First, we need to lose some basic attitudes:

  1. Forget quality. In fact, lose the moniker "quality assurance" altogether, because it is too nebulous and creates unrealistic expectations. The word "quality" encompasses too many attributes to be a valid measure, and, frankly, testers can't "assure" quality or much else for that matter. Customers love and use flawed systems all the time because their benefits outweigh their issues. After all, I'm still driving my car.
  2. Forget defects. I've never believed that the goal of testing is to remove defects, because that requires us to prove a negative—i.e., that there are no more defects. And there are defects that no one cares about, because they never encounter them or, when they do, they are easy to overcome. Almost every shop I know of has a long, long list of reported defects that will never be fixed because other things are more important.
  3. Expect disaster. How many times has there been a blowup of major proportions despite our best efforts to test all that we could? I'm sure the makers of the Toyotas and the radiation machines exercised extreme care in the testing of their systems, yet people still died. In the more common case, the best-designed and best-executed test plans can still leave behind the potential for financial or operational catastrophe. We often hope for the best but fail to plan for the worst.

Then, we need to adopt new attitudes:

  1. Focus on risk reduction. Instead of trying to make sure systems work, identify the greatest risks should the systems fail, and then set about removing them. Although testing is one way to reduce the risk, it is not foolproof. There is always the chance for that one, remote corner case that you might miss.

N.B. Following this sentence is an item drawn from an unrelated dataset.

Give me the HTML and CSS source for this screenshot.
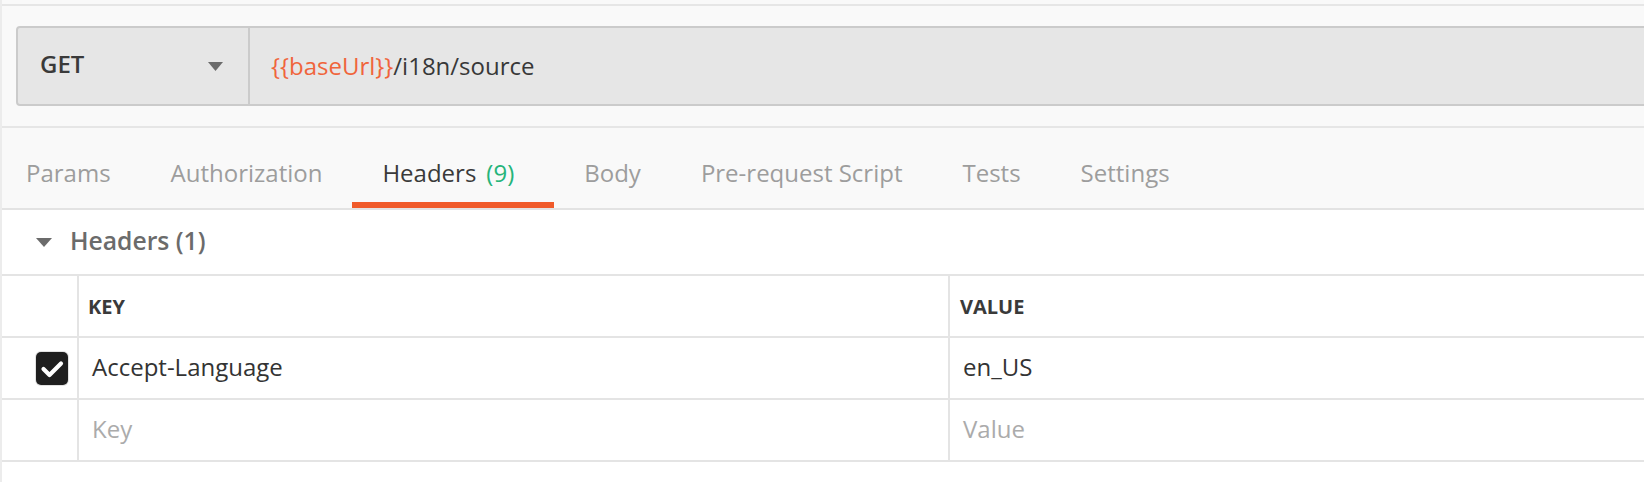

For risks that are truly unacceptable, develop a failsafe strategy. In the case of a radiation machine, that might mean calibrating the equipment so that it is physically incapable of delivering a killing blast regardless of what the user or software says. For a car, that might mean a manual override mode. For software, that usually translates into a failover backup system.
  2. Hold development accountable. If I hear one more test group telling me they test boundaries, equivalence classes, or error handling, I will go nonlinear. These types of tests are designed to catch programming errors. If programmers can't write and test code so that it works, then you need new programmers—not more testers. Granted, it's hard to test your own work; fine, let developers test each others'. Testers should be looking for requirements misunderstandings, not coding mistakes.
  3. Hold the business accountable. Am I the only one who thinks it is bizarre for testers to write requirements? Yet, it happens all the time, usually because they want a traceability matrix. But, since the testers didn't ask for the system, aren't going to pay for it, and probably won't use it, how can they be expected to write the requirements? We often let the users slide with vague, sloppy, or just absent requirements, only to deal with their displeasure when "we" haven't tested something they think is important. Here's a strategy: Let everyone know we will test every requirement we are given. Period.

Forgive my tone if I seem grumpy. Maybe I've been in software testing for too long, but it seems that the only changes over the past twenty years have been for the worse. Unless we take the initiative to change ourselves, I don't see it getting any better. Do you?